(begin)

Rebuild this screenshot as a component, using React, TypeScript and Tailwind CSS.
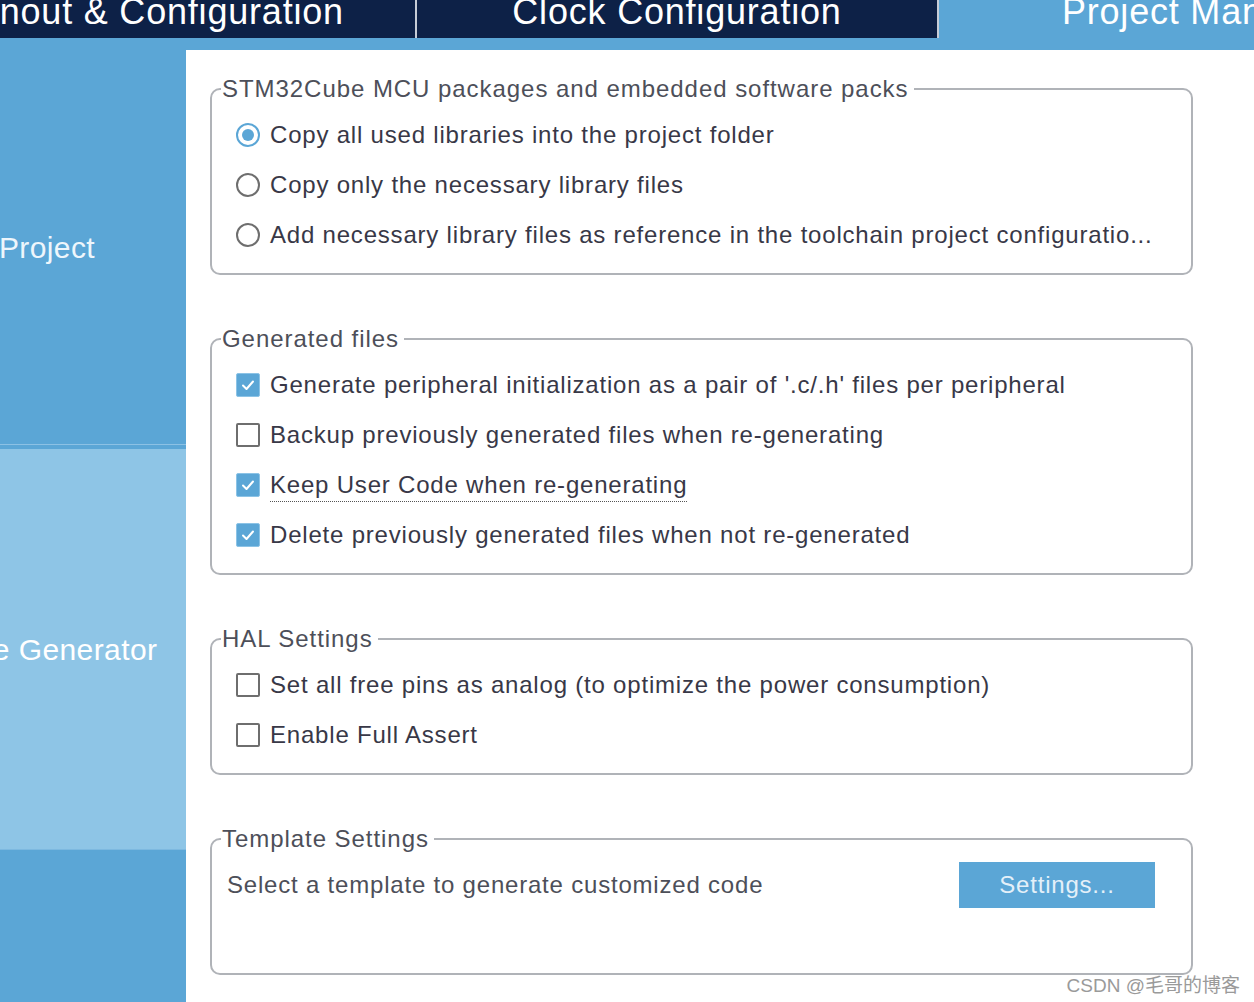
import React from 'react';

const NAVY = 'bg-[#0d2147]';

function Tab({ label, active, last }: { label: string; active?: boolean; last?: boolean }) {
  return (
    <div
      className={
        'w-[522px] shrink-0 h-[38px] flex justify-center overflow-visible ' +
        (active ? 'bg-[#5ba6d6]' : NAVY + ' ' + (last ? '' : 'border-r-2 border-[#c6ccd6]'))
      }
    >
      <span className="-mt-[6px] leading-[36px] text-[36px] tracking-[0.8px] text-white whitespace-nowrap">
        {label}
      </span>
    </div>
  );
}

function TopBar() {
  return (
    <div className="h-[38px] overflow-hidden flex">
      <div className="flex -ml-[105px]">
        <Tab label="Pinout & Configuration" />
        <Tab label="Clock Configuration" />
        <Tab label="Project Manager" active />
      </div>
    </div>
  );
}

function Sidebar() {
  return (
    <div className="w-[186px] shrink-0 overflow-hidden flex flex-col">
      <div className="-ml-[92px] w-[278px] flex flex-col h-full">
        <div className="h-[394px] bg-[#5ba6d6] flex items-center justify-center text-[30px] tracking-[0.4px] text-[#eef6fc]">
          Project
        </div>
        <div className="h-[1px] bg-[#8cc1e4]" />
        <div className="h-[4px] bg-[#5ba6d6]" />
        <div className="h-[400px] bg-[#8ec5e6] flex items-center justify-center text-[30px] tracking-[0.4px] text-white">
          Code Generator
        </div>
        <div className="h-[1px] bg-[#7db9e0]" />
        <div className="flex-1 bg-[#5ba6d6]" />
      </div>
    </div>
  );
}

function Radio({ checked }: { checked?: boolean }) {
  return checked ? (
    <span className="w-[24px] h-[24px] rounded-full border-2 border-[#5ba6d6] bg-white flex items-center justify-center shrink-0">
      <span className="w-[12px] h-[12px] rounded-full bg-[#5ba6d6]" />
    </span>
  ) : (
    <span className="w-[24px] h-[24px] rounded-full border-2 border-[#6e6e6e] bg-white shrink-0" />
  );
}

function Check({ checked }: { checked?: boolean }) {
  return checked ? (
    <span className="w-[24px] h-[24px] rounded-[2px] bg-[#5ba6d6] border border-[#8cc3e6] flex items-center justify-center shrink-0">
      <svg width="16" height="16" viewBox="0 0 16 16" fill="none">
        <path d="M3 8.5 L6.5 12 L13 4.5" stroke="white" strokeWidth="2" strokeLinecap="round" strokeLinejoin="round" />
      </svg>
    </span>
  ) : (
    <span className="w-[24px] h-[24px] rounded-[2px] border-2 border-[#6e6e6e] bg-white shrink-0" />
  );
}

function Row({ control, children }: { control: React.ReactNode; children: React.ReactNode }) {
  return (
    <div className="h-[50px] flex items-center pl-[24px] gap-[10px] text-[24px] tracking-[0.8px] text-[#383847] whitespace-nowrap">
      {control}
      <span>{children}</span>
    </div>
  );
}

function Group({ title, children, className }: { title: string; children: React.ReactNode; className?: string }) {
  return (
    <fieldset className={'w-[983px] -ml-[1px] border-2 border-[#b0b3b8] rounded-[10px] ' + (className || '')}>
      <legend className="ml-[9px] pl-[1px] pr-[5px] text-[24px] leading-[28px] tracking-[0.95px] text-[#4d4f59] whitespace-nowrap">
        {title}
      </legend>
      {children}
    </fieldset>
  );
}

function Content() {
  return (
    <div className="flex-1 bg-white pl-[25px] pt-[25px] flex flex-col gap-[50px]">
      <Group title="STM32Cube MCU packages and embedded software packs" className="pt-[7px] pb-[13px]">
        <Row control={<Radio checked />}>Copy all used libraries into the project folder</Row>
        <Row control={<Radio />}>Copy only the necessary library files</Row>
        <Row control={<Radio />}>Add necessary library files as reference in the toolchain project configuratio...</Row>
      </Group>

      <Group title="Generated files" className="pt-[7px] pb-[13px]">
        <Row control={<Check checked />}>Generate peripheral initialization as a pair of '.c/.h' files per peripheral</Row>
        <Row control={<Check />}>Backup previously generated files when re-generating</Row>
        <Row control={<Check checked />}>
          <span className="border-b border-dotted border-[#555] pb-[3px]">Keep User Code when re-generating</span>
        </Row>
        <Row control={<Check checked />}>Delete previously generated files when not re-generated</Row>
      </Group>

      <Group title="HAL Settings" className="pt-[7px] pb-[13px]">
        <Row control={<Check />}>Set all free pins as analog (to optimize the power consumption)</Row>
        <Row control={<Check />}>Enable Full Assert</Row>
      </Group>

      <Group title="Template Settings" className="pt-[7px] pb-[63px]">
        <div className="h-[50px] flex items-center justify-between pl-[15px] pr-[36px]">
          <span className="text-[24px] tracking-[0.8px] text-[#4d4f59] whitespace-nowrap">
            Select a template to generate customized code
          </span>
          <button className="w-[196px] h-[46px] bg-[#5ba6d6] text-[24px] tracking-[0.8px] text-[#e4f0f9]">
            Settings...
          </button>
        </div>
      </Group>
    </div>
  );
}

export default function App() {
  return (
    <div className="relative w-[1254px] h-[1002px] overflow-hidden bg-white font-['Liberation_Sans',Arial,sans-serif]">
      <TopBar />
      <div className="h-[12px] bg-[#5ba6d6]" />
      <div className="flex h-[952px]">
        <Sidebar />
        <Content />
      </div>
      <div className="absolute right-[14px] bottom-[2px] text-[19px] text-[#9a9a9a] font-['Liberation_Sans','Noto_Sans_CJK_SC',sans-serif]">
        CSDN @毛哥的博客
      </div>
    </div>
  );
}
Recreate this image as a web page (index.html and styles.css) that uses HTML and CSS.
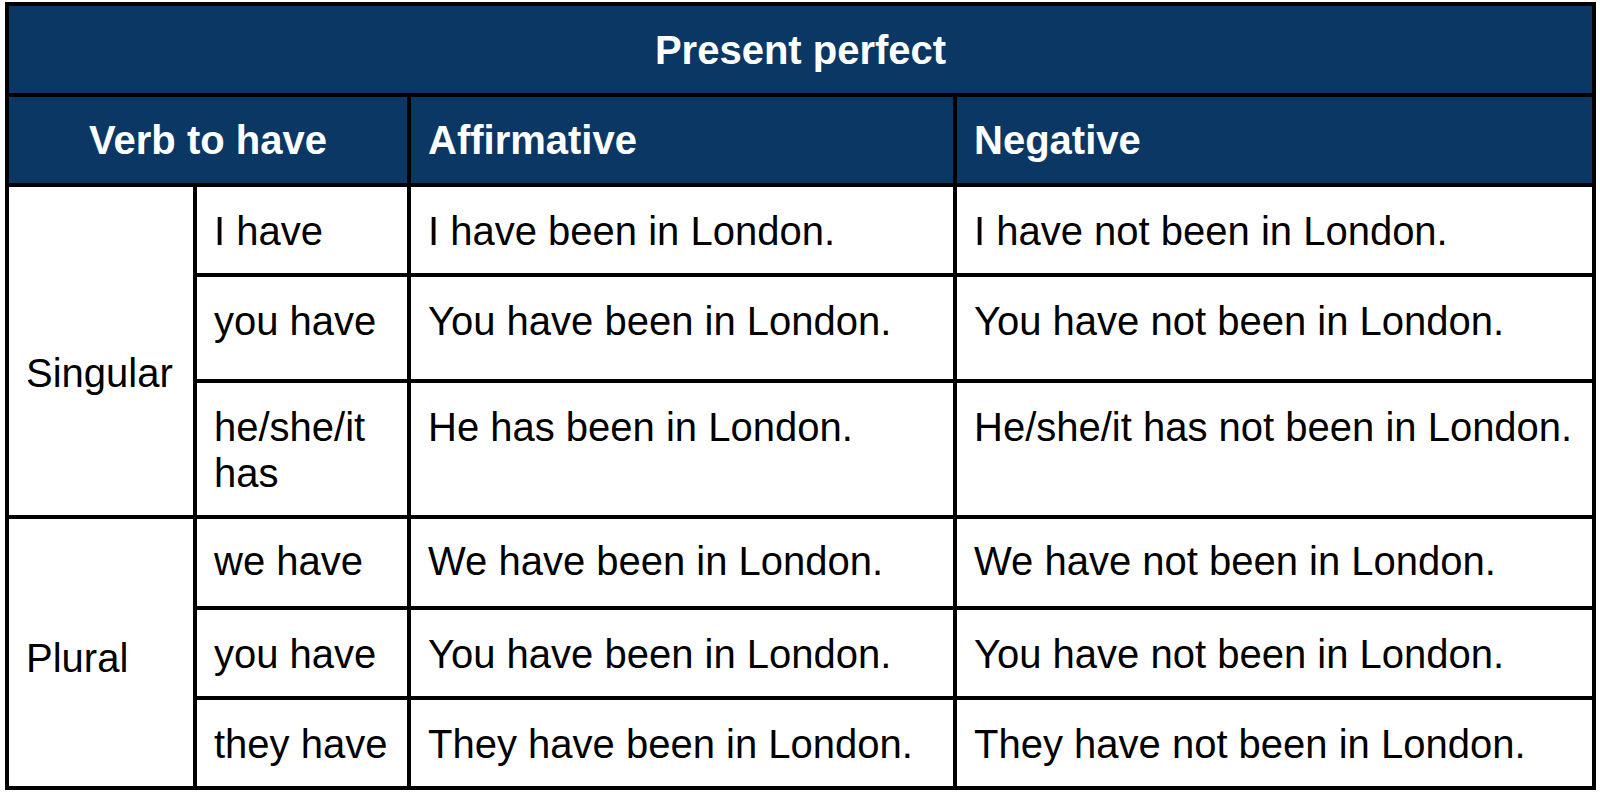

(end)

» Task to carry out:
Take the listing and print it again exactly, but without any pictures.

» Full output:
Rebuild this screenshot as a component, using React, TypeScript and Tailwind CSS.
import React from 'react';

const NAVY = 'bg-[#0d2147]';

function Tab({ label, active, last }: { label: string; active?: boolean; last?: boolean }) {
  return (
    <div
      className={
        'w-[522px] shrink-0 h-[38px] flex justify-center overflow-visible ' +
        (active ? 'bg-[#5ba6d6]' : NAVY + ' ' + (last ? '' : 'border-r-2 border-[#c6ccd6]'))
      }
    >
      <span className="-mt-[6px] leading-[36px] text-[36px] tracking-[0.8px] text-white whitespace-nowrap">
        {label}
      </span>
    </div>
  );
}

function TopBar() {
  return (
    <div className="h-[38px] overflow-hidden flex">
      <div className="flex -ml-[105px]">
        <Tab label="Pinout & Configuration" />
        <Tab label="Clock Configuration" />
        <Tab label="Project Manager" active />
      </div>
    </div>
  );
}

function Sidebar() {
  return (
    <div className="w-[186px] shrink-0 overflow-hidden flex flex-col">
      <div className="-ml-[92px] w-[278px] flex flex-col h-full">
        <div className="h-[394px] bg-[#5ba6d6] flex items-center justify-center text-[30px] tracking-[0.4px] text-[#eef6fc]">
          Project
        </div>
        <div className="h-[1px] bg-[#8cc1e4]" />
        <div className="h-[4px] bg-[#5ba6d6]" />
        <div className="h-[400px] bg-[#8ec5e6] flex items-center justify-center text-[30px] tracking-[0.4px] text-white">
          Code Generator
        </div>
        <div className="h-[1px] bg-[#7db9e0]" />
        <div className="flex-1 bg-[#5ba6d6]" />
      </div>
    </div>
  );
}

function Radio({ checked }: { checked?: boolean }) {
  return checked ? (
    <span className="w-[24px] h-[24px] rounded-full border-2 border-[#5ba6d6] bg-white flex items-center justify-center shrink-0">
      <span className="w-[12px] h-[12px] rounded-full bg-[#5ba6d6]" />
    </span>
  ) : (
    <span className="w-[24px] h-[24px] rounded-full border-2 border-[#6e6e6e] bg-white shrink-0" />
  );
}

function Check({ checked }: { checked?: boolean }) {
  return checked ? (
    <span className="w-[24px] h-[24px] rounded-[2px] bg-[#5ba6d6] border border-[#8cc3e6] flex items-center justify-center shrink-0">
      <svg width="16" height="16" viewBox="0 0 16 16" fill="none">
        <path d="M3 8.5 L6.5 12 L13 4.5" stroke="white" strokeWidth="2" strokeLinecap="round" strokeLinejoin="round" />
      </svg>
    </span>
  ) : (
    <span className="w-[24px] h-[24px] rounded-[2px] border-2 border-[#6e6e6e] bg-white shrink-0" />
  );
}

function Row({ control, children }: { control: React.ReactNode; children: React.ReactNode }) {
  return (
    <div className="h-[50px] flex items-center pl-[24px] gap-[10px] text-[24px] tracking-[0.8px] text-[#383847] whitespace-nowrap">
      {control}
      <span>{children}</span>
    </div>
  );
}

function Group({ title, children, className }: { title: string; children: React.ReactNode; className?: string }) {
  return (
    <fieldset className={'w-[983px] -ml-[1px] border-2 border-[#b0b3b8] rounded-[10px] ' + (className || '')}>
      <legend className="ml-[9px] pl-[1px] pr-[5px] text-[24px] leading-[28px] tracking-[0.95px] text-[#4d4f59] whitespace-nowrap">
        {title}
      </legend>
      {children}
    </fieldset>
  );
}

function Content() {
  return (
    <div className="flex-1 bg-white pl-[25px] pt-[25px] flex flex-col gap-[50px]">
      <Group title="STM32Cube MCU packages and embedded software packs" className="pt-[7px] pb-[13px]">
        <Row control={<Radio checked />}>Copy all used libraries into the project folder</Row>
        <Row control={<Radio />}>Copy only the necessary library files</Row>
        <Row control={<Radio />}>Add necessary library files as reference in the toolchain project configuratio...</Row>
      </Group>

      <Group title="Generated files" className="pt-[7px] pb-[13px]">
        <Row control={<Check checked />}>Generate peripheral initialization as a pair of '.c/.h' files per peripheral</Row>
        <Row control={<Check />}>Backup previously generated files when re-generating</Row>
        <Row control={<Check checked />}>
          <span className="border-b border-dotted border-[#555] pb-[3px]">Keep User Code when re-generating</span>
        </Row>
        <Row control={<Check checked />}>Delete previously generated files when not re-generated</Row>
      </Group>

      <Group title="HAL Settings" className="pt-[7px] pb-[13px]">
        <Row control={<Check />}>Set all free pins as analog (to optimize the power consumption)</Row>
        <Row control={<Check />}>Enable Full Assert</Row>
      </Group>

      <Group title="Template Settings" className="pt-[7px] pb-[63px]">
        <div className="h-[50px] flex items-center justify-between pl-[15px] pr-[36px]">
          <span className="text-[24px] tracking-[0.8px] text-[#4d4f59] whitespace-nowrap">
            Select a template to generate customized code
          </span>
          <button className="w-[196px] h-[46px] bg-[#5ba6d6] text-[24px] tracking-[0.8px] text-[#e4f0f9]">
            Settings...
          </button>
        </div>
      </Group>
    </div>
  );
}

export default function App() {
  return (
    <div className="relative w-[1254px] h-[1002px] overflow-hidden bg-white font-['Liberation_Sans',Arial,sans-serif]">
      <TopBar />
      <div className="h-[12px] bg-[#5ba6d6]" />
      <div className="flex h-[952px]">
        <Sidebar />
        <Content />
      </div>
      <div className="absolute right-[14px] bottom-[2px] text-[19px] text-[#9a9a9a] font-['Liberation_Sans','Noto_Sans_CJK_SC',sans-serif]">
        CSDN @毛哥的博客
      </div>
    </div>
  );
}
Recreate this image as a web page (index.html and styles.css) that uses HTML and CSS.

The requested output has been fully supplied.